Learn from your AACT colleagues

In this issue of Chemistry Solutions, several teachers have taken a step in sharing their own passion for chemistry. Jennifer Dower, a third-grade teacher, shares about her successful experience as part of the AACT Science Coaches Program. If you’re a high school teacher and you’re interested in adding elements of inquiry to your lab work, or reformatting the organization of your chemical reactions unit, you can find great insight in this issue. You can find some exciting forensic-themed labs in this month’s Resource Feature article. Matt Perekupka provides insight about how to integrate more 21st century skills into your teaching methods. And last but not least, we hear a very interesting story about a teacher’s long, circuitous route to teaching chemistry.

I had the honor of serving as the AACT High School Ambassador two years ago, and am currently the President-elect of AACT. This organization is near and dear to my heart. It has given me the opportunity to be a part of a chemistry family, which is exactly how I approach my teaching and my outreach. Being on the Governing Board, I see first-hand all the hard work, time, and effort that people contribute to make this organization great. Volunteers across the country and the staff at AACT are working hard on your behalf to bring you an organization that educates and supports all of us.
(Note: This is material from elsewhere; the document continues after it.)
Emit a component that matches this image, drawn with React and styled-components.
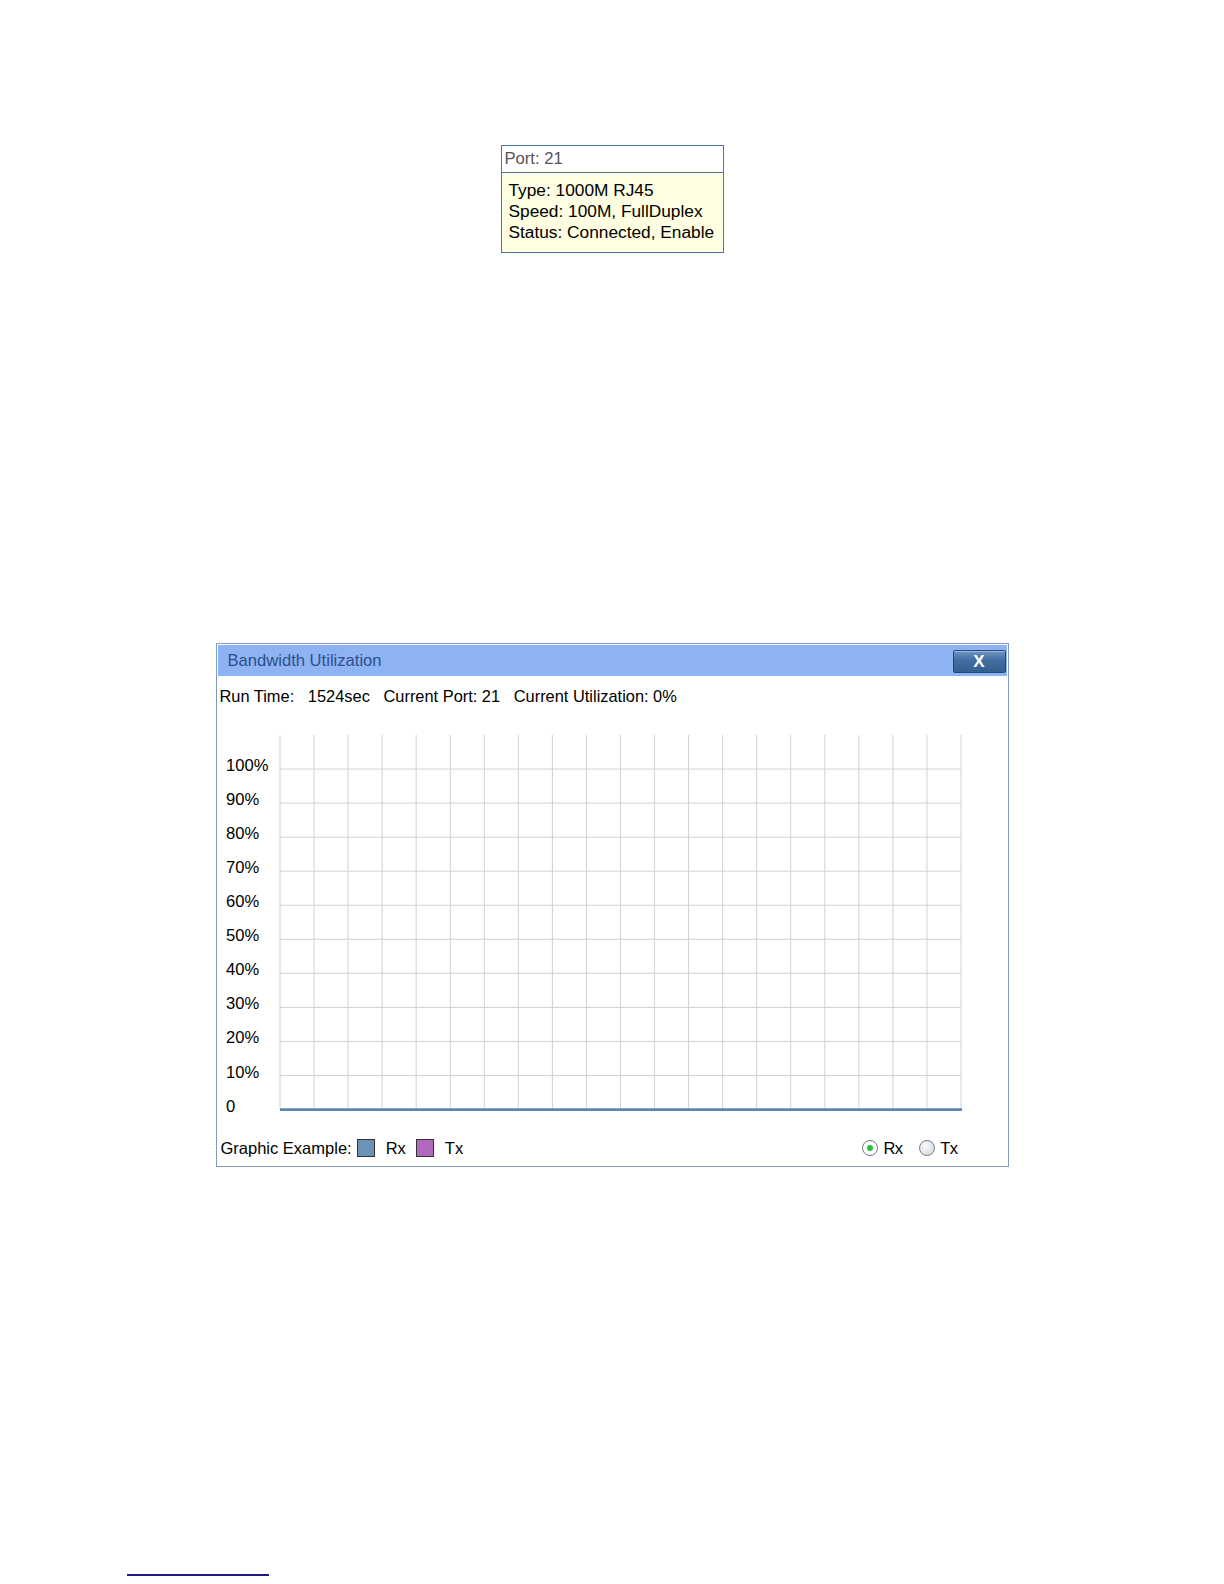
import React from 'react';
import styled, { createGlobalStyle } from 'styled-components';

const GlobalStyle = createGlobalStyle`
  html, body {
    margin: 0;
    padding: 0;
    background: #ffffff;
  }
  body {
    font-family: "Liberation Sans", Arial, sans-serif;
    color: #000;
  }
`;

const Page = styled.div`
  width: 1224px;
  height: 1584px;
  padding-top: 145px;
  box-sizing: border-box;
  display: flex;
  flex-direction: column;
  align-items: center;
`;

const Tooltip = styled.div`
  width: 223px;
  border: 1px solid #4b79a6;
  box-sizing: border-box;
  background: #fefee2;
`;

const TooltipHead = styled.div`
  height: 26px;
  line-height: 26px;
  padding-left: 3px;
  background: #ffffff;
  border-bottom: 1px solid #4b79a6;
  font-size: 16.6px;
  color: #555;
`;

const TooltipBody = styled.div`
  padding: 7px 0 8px 7px;
  font-size: 17.3px;
  line-height: 21.2px;
  white-space: nowrap;
`;

const Dialog = styled.div`
  margin-top: 390px;
  width: 793px;
  height: 524px;
  box-sizing: border-box;
  border: 1px solid #7d9ec0;
  padding: 1px;
  display: flex;
  flex-direction: column;
  background: #fff;
`;

const TitleBar = styled.div`
  height: 31px;
  background: #8eb3f4;
  display: flex;
  align-items: flex-start;
  justify-content: space-between;
  padding: 0 1px 0 10px;
`;

const Title = styled.span`
  font-size: 16.6px;
  line-height: 31px;
  color: #2c4f8c;
`;

const CloseButton = styled.button`
  width: 53px;
  height: 23px;
  margin-top: 5px;
  border: 1px solid #22477a;
  border-radius: 2px;
  background: linear-gradient(#6d94c3 0%, #426ea2 45%, #33608f 100%);
  box-shadow: inset 0 1px 0 rgba(255, 255, 255, 0.35);
  color: #fff;
  font-family: "Liberation Sans", Arial, sans-serif;
  font-weight: bold;
  font-size: 17px;
  line-height: 1;
  padding: 0;
  display: flex;
  align-items: center;
  justify-content: center;
`;

const InfoRow = styled.div`
  margin-top: 10px;
  padding-left: 2px;
  font-size: 16.4px;
  line-height: 20px;
  white-space: pre;
`;

const Chart = styled.svg`
  display: block;
  margin-top: 9px;
  font-family: "Liberation Sans", Arial, sans-serif;
`;

const Legend = styled.div`
  margin-top: 18px;
  display: flex;
  align-items: center;
  font-size: 16.5px;
  line-height: 20px;
  padding-left: 3px;
  padding-right: 49px;
`;

const Swatch = styled.span`
  width: 18px;
  height: 18px;
  box-sizing: border-box;
  border: 1px solid #333;
  background: ${p => p.color};
  margin: 0 11px 0 ${p => p.first ? '5px' : '10px'};
`;

const Spacer = styled.div`
  flex: 1;
`;

const Radio = styled.span`
  display: inline-flex;
  align-items: center;
  margin-left: ${p => p.gap}px;
  gap: 5px;
  letter-spacing: -0.6px;
`;

const RadioDot = styled.span`
  width: 16px;
  height: 16px;
  box-sizing: border-box;
  border-radius: 50%;
  border: 1px solid #6d7f91;
  background: ${p => p.checked ? '#fff' : 'radial-gradient(circle at 40% 35%, #fafafa, #d0d4d9)'};
  display: inline-flex;
  align-items: center;
  justify-content: center;
  &::after {
    content: '';
    width: 6px;
    height: 6px;
    border-radius: 50%;
    background: #2fbf3c;
    display: ${p => p.checked ? 'block' : 'none'};
  }
`;

const Footnote = styled.div`
  margin-top: 407px;
  align-self: flex-start;
  margin-left: 127px;
  width: 142px;
  height: 2px;
  background: #1b1b86;
`;

const CELL = 34.05;
const X0 = 62;
const Y0 = 20;
const COLS = 20;
const ROWS = 11;
const labels = ['100%', '90%', '80%', '70%', '60%', '50%', '40%', '30%', '20%', '10%', '0'];

const BandwidthChart = () => {
  const right = X0 + COLS * CELL;
  const bottom = Y0 + ROWS * CELL;
  return (
    <Chart width="789" height="405" viewBox="0 0 789 405">
      {Array.from({ length: COLS + 1 }, (_, i) => (
        <line key={'v' + i} x1={X0 + i * CELL} x2={X0 + i * CELL} y1={Y0} y2={bottom}
          stroke="#d2d2d2" strokeWidth="1" />
      ))}
      {Array.from({ length: ROWS - 1 }, (_, i) => (
        <line key={'h' + i} x1={X0} x2={right} y1={Y0 + (i + 1) * CELL} y2={Y0 + (i + 1) * CELL}
          stroke="#d2d2d2" strokeWidth="1" />
      ))}
      <line x1={X0} x2={right + 1} y1={bottom} y2={bottom} stroke="#5b86b1" strokeWidth="2.8" />
      {labels.map((l, i) => (
        <text key={l} x="8" y={Y0 + (i + 1) * CELL + 2} fontSize="16.6" fill="#000">{l}</text>
      ))}
    </Chart>
  );
};

const App = () => (
  <>
    <GlobalStyle />
    <Page>
      <Tooltip>
        <TooltipHead>Port: 21</TooltipHead>
        <TooltipBody>
          <div>Type: 1000M RJ45</div>
          <div>Speed: 100M, FullDuplex</div>
          <div>Status: Connected, Enable</div>
        </TooltipBody>
      </Tooltip>

      <Dialog>
        <TitleBar>
          <Title>Bandwidth Utilization</Title>
          <CloseButton>X</CloseButton>
        </TitleBar>
        <InfoRow>{'Run Time:   1524sec   Current Port: 21   Current Utilization: 0%'}</InfoRow>
        <BandwidthChart />
        <Legend>
          Graphic Example:
          <Swatch first color="#6b92b7" />
          Rx
          <Swatch color="#b169c0" />
          Tx
          <Spacer />
          <Radio gap={0}><RadioDot checked />Rx</Radio>
          <Radio gap={17}><RadioDot />Tx</Radio>
        </Legend>
      </Dialog>

      <Footnote />
    </Page>
  </>
);

export default App;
Please log in and take advantage of your great member benefits. Interact with the discussion board: start a conversation about chemistry or respond to a conversation in the hopes of helping others. Outside of our virtual community, go for coffee with a K-8 teacher from your district and have a meaningful conversation. Consider hosting a webinar or writing an article to share your knowledge with others. Start talking, sharing, and connecting. Everyone has something to offer!

Start small, but don’t be afraid to reach for the stars. And remember, if you are presenting somewhere or you find yourself in the Chicagoland area, I would love to meet you, and share some thoughts about chemistry with you.